También ocurrieron situaciones singulares en el mercado financiero. El valor de las acciones repuntó en septiembre, después de meses de estancamiento, mientras el valor de la deuda pública caía misteriosamente, a pesar de los recortes de tasas del Banco Central. Eran apuestas por el goce obsceno del capital que algunos interpretarían desde la teoría de la conspiración. También las analizaré en el capítulo llamado “La batalla por el capital”.

Sospecho que llegar a “lo real” del estallido y de la posterior revuelta social sea una tarea imposible. Son demasiadas las mediaciones simbólicas, los sesgos, las manipulaciones. Quienes hablamos y buscamos explicar somos parte del fenómeno. Utilizamos las misma frases y estructuras gramaticales de quienes elaboraron teorías conspirativas y distribuyeron fake news. Quizá haya que buscarlo en las fisuras simbólicas, los actos fallidos, los memes y los rayados callejeros.

Pese a ello, intenté en este libro dar pistas para explicar por qué el MacGuffin de los treinta pesos detonó a un país completo y mutó en revuelta social, cuánto contribuyó el lenguaje de la élite y qué rol le cupo al anarquismo insurreccional.
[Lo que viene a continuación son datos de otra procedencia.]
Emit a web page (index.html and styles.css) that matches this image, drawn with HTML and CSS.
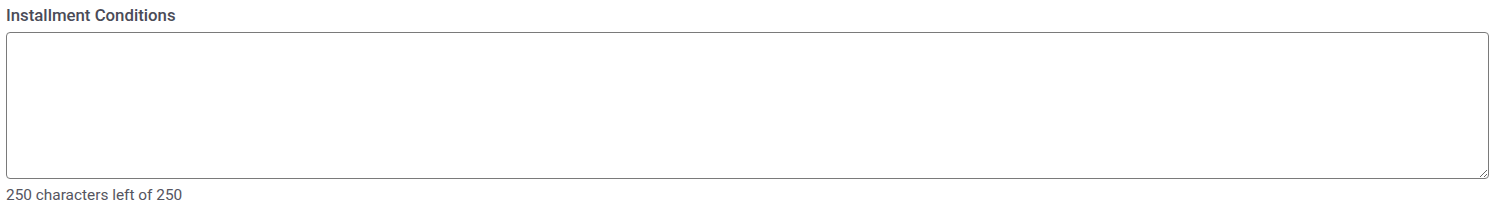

Intenté también mostrar por qué la élite no pudo consumar su goce obsceno a través de la reducción de impuestos y cómo la jornada laboral de cuarenta horas, su completo opuesto, es hoy ley de la República.

Muy pocos pueden hoy decir con honestidad que anticiparon al 18-O. Para la mayoría iba a ser “un día como cualquiera”, un viernes caluroso previo a un fin de semana normal y rutinario. Pero no fue así.

Todo cambió, pero todavía no sabemos muy bien cómo ni para qué. La pregunta que sigue vigente ahora es ¿adónde fuimos a parar?